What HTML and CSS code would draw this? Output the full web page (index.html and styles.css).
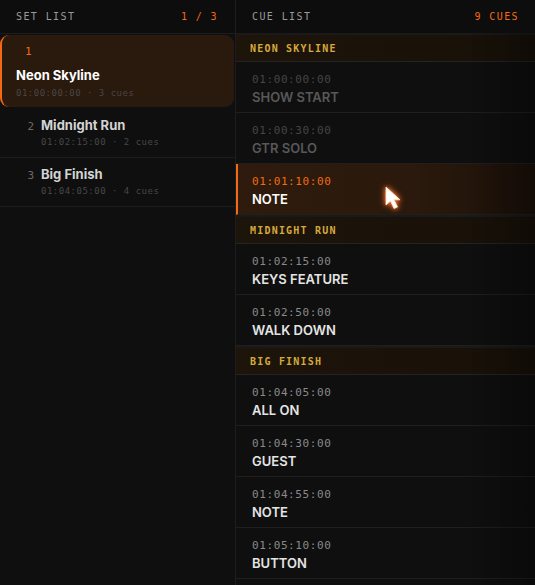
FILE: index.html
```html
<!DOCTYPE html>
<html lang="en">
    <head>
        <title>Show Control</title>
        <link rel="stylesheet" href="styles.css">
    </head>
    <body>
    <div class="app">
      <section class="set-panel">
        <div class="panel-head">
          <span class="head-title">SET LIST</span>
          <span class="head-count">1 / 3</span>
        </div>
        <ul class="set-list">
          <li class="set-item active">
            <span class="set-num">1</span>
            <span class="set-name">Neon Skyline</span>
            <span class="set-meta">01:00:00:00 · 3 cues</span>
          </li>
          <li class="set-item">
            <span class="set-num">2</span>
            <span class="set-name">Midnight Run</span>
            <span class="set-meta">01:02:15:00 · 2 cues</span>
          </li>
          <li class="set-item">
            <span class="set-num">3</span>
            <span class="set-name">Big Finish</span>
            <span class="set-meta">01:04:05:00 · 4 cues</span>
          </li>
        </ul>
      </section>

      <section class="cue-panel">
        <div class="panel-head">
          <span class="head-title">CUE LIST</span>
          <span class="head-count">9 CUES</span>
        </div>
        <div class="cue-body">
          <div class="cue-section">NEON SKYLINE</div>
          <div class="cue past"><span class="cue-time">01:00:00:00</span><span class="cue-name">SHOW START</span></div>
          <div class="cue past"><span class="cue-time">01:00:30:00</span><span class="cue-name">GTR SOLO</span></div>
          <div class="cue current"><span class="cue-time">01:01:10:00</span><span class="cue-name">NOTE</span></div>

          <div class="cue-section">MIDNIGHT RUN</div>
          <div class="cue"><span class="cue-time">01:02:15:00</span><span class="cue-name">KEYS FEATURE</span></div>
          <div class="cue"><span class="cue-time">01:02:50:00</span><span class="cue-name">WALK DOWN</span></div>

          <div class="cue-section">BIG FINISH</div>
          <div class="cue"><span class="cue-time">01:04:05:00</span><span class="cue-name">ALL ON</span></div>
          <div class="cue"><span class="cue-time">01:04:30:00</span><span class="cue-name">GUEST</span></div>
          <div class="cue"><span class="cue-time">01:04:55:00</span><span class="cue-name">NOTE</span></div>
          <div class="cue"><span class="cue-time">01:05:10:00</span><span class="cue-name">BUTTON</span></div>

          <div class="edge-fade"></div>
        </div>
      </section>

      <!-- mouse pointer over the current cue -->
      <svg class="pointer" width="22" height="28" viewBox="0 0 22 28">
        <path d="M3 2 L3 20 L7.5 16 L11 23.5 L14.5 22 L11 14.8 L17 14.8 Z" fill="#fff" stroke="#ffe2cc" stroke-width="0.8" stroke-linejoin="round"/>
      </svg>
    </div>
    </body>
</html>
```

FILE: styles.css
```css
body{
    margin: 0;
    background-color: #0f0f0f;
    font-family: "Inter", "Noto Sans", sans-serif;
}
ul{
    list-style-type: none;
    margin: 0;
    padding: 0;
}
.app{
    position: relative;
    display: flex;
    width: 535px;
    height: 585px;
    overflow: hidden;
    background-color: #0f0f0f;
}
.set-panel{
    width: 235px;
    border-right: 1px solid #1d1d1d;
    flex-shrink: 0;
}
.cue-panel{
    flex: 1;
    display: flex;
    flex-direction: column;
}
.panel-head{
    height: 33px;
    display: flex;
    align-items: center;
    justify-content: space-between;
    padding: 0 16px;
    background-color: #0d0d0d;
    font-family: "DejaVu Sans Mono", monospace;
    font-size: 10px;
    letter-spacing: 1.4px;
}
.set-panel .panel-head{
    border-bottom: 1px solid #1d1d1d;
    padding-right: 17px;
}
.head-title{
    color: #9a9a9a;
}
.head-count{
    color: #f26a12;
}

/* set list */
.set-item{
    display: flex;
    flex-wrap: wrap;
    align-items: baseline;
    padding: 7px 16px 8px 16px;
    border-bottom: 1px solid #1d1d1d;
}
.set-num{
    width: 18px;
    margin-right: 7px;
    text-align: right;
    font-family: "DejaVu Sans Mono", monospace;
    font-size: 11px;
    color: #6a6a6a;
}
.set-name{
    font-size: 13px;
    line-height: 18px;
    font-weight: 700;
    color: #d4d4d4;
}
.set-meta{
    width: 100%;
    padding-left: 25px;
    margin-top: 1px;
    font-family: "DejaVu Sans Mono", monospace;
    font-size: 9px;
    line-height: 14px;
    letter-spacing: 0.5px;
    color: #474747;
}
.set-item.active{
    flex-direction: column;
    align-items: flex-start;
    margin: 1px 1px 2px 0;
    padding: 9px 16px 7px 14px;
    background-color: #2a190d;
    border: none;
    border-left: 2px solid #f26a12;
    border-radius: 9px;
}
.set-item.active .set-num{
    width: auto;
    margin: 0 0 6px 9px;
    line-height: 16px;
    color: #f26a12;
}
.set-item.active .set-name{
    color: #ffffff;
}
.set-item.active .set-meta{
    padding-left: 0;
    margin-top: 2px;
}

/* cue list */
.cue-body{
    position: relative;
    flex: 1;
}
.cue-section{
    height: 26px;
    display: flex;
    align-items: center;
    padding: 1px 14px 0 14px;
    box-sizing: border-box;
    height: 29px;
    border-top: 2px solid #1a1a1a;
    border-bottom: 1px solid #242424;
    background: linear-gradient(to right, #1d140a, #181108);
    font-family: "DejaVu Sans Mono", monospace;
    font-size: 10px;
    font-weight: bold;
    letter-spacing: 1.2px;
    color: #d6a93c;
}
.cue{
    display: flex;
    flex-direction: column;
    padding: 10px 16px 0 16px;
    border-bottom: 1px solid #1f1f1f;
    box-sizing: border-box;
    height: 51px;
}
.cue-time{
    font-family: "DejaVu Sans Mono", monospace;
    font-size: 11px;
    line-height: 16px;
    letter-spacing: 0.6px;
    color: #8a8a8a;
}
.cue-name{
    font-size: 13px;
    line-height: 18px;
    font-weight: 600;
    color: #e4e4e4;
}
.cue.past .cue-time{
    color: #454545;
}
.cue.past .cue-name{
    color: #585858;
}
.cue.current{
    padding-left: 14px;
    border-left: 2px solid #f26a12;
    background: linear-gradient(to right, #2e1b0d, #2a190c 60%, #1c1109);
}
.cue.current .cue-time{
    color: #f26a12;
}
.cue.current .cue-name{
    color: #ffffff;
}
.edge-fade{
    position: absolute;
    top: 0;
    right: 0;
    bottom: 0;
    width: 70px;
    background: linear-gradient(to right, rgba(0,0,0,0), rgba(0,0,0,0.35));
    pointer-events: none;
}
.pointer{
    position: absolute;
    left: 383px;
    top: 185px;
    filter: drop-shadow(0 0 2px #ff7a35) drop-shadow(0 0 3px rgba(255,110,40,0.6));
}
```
------------------------
# [Exercise prompt]
Retype the whole listing exactly and leave the pictures out.

# [Full solution]
What HTML and CSS code would draw this? Output the full web page (index.html and styles.css).
FILE: index.html
```html
<!DOCTYPE html>
<html lang="en">
    <head>
        <title>Show Control</title>
        <link rel="stylesheet" href="styles.css">
    </head>
    <body>
    <div class="app">
      <section class="set-panel">
        <div class="panel-head">
          <span class="head-title">SET LIST</span>
          <span class="head-count">1 / 3</span>
        </div>
        <ul class="set-list">
          <li class="set-item active">
            <span class="set-num">1</span>
            <span class="set-name">Neon Skyline</span>
            <span class="set-meta">01:00:00:00 · 3 cues</span>
          </li>
          <li class="set-item">
            <span class="set-num">2</span>
            <span class="set-name">Midnight Run</span>
            <span class="set-meta">01:02:15:00 · 2 cues</span>
          </li>
          <li class="set-item">
            <span class="set-num">3</span>
            <span class="set-name">Big Finish</span>
            <span class="set-meta">01:04:05:00 · 4 cues</span>
          </li>
        </ul>
      </section>

      <section class="cue-panel">
        <div class="panel-head">
          <span class="head-title">CUE LIST</span>
          <span class="head-count">9 CUES</span>
        </div>
        <div class="cue-body">
          <div class="cue-section">NEON SKYLINE</div>
          <div class="cue past"><span class="cue-time">01:00:00:00</span><span class="cue-name">SHOW START</span></div>
          <div class="cue past"><span class="cue-time">01:00:30:00</span><span class="cue-name">GTR SOLO</span></div>
          <div class="cue current"><span class="cue-time">01:01:10:00</span><span class="cue-name">NOTE</span></div>

          <div class="cue-section">MIDNIGHT RUN</div>
          <div class="cue"><span class="cue-time">01:02:15:00</span><span class="cue-name">KEYS FEATURE</span></div>
          <div class="cue"><span class="cue-time">01:02:50:00</span><span class="cue-name">WALK DOWN</span></div>

          <div class="cue-section">BIG FINISH</div>
          <div class="cue"><span class="cue-time">01:04:05:00</span><span class="cue-name">ALL ON</span></div>
          <div class="cue"><span class="cue-time">01:04:30:00</span><span class="cue-name">GUEST</span></div>
          <div class="cue"><span class="cue-time">01:04:55:00</span><span class="cue-name">NOTE</span></div>
          <div class="cue"><span class="cue-time">01:05:10:00</span><span class="cue-name">BUTTON</span></div>

          <div class="edge-fade"></div>
        </div>
      </section>

      <!-- mouse pointer over the current cue -->
      <svg class="pointer" width="22" height="28" viewBox="0 0 22 28">
        <path d="M3 2 L3 20 L7.5 16 L11 23.5 L14.5 22 L11 14.8 L17 14.8 Z" fill="#fff" stroke="#ffe2cc" stroke-width="0.8" stroke-linejoin="round"/>
      </svg>
    </div>
    </body>
</html>
```

FILE: styles.css
```css
body{
    margin: 0;
    background-color: #0f0f0f;
    font-family: "Inter", "Noto Sans", sans-serif;
}
ul{
    list-style-type: none;
    margin: 0;
    padding: 0;
}
.app{
    position: relative;
    display: flex;
    width: 535px;
    height: 585px;
    overflow: hidden;
    background-color: #0f0f0f;
}
.set-panel{
    width: 235px;
    border-right: 1px solid #1d1d1d;
    flex-shrink: 0;
}
.cue-panel{
    flex: 1;
    display: flex;
    flex-direction: column;
}
.panel-head{
    height: 33px;
    display: flex;
    align-items: center;
    justify-content: space-between;
    padding: 0 16px;
    background-color: #0d0d0d;
    font-family: "DejaVu Sans Mono", monospace;
    font-size: 10px;
    letter-spacing: 1.4px;
}
.set-panel .panel-head{
    border-bottom: 1px solid #1d1d1d;
    padding-right: 17px;
}
.head-title{
    color: #9a9a9a;
}
.head-count{
    color: #f26a12;
}

/* set list */
.set-item{
    display: flex;
    flex-wrap: wrap;
    align-items: baseline;
    padding: 7px 16px 8px 16px;
    border-bottom: 1px solid #1d1d1d;
}
.set-num{
    width: 18px;
    margin-right: 7px;
    text-align: right;
    font-family: "DejaVu Sans Mono", monospace;
    font-size: 11px;
    color: #6a6a6a;
}
.set-name{
    font-size: 13px;
    line-height: 18px;
    font-weight: 700;
    color: #d4d4d4;
}
.set-meta{
    width: 100%;
    padding-left: 25px;
    margin-top: 1px;
    font-family: "DejaVu Sans Mono", monospace;
    font-size: 9px;
    line-height: 14px;
    letter-spacing: 0.5px;
    color: #474747;
}
.set-item.active{
    flex-direction: column;
    align-items: flex-start;
    margin: 1px 1px 2px 0;
    padding: 9px 16px 7px 14px;
    background-color: #2a190d;
    border: none;
    border-left: 2px solid #f26a12;
    border-radius: 9px;
}
.set-item.active .set-num{
    width: auto;
    margin: 0 0 6px 9px;
    line-height: 16px;
    color: #f26a12;
}
.set-item.active .set-name{
    color: #ffffff;
}
.set-item.active .set-meta{
    padding-left: 0;
    margin-top: 2px;
}

/* cue list */
.cue-body{
    position: relative;
    flex: 1;
}
.cue-section{
    height: 26px;
    display: flex;
    align-items: center;
    padding: 1px 14px 0 14px;
    box-sizing: border-box;
    height: 29px;
    border-top: 2px solid #1a1a1a;
    border-bottom: 1px solid #242424;
    background: linear-gradient(to right, #1d140a, #181108);
    font-family: "DejaVu Sans Mono", monospace;
    font-size: 10px;
    font-weight: bold;
    letter-spacing: 1.2px;
    color: #d6a93c;
}
.cue{
    display: flex;
    flex-direction: column;
    padding: 10px 16px 0 16px;
    border-bottom: 1px solid #1f1f1f;
    box-sizing: border-box;
    height: 51px;
}
.cue-time{
    font-family: "DejaVu Sans Mono", monospace;
    font-size: 11px;
    line-height: 16px;
    letter-spacing: 0.6px;
    color: #8a8a8a;
}
.cue-name{
    font-size: 13px;
    line-height: 18px;
    font-weight: 600;
    color: #e4e4e4;
}
.cue.past .cue-time{
    color: #454545;
}
.cue.past .cue-name{
    color: #585858;
}
.cue.current{
    padding-left: 14px;
    border-left: 2px solid #f26a12;
    background: linear-gradient(to right, #2e1b0d, #2a190c 60%, #1c1109);
}
.cue.current .cue-time{
    color: #f26a12;
}
.cue.current .cue-name{
    color: #ffffff;
}
.edge-fade{
    position: absolute;
    top: 0;
    right: 0;
    bottom: 0;
    width: 70px;
    background: linear-gradient(to right, rgba(0,0,0,0), rgba(0,0,0,0.35));
    pointer-events: none;
}
.pointer{
    position: absolute;
    left: 383px;
    top: 185px;
    filter: drop-shadow(0 0 2px #ff7a35) drop-shadow(0 0 3px rgba(255,110,40,0.6));
}
```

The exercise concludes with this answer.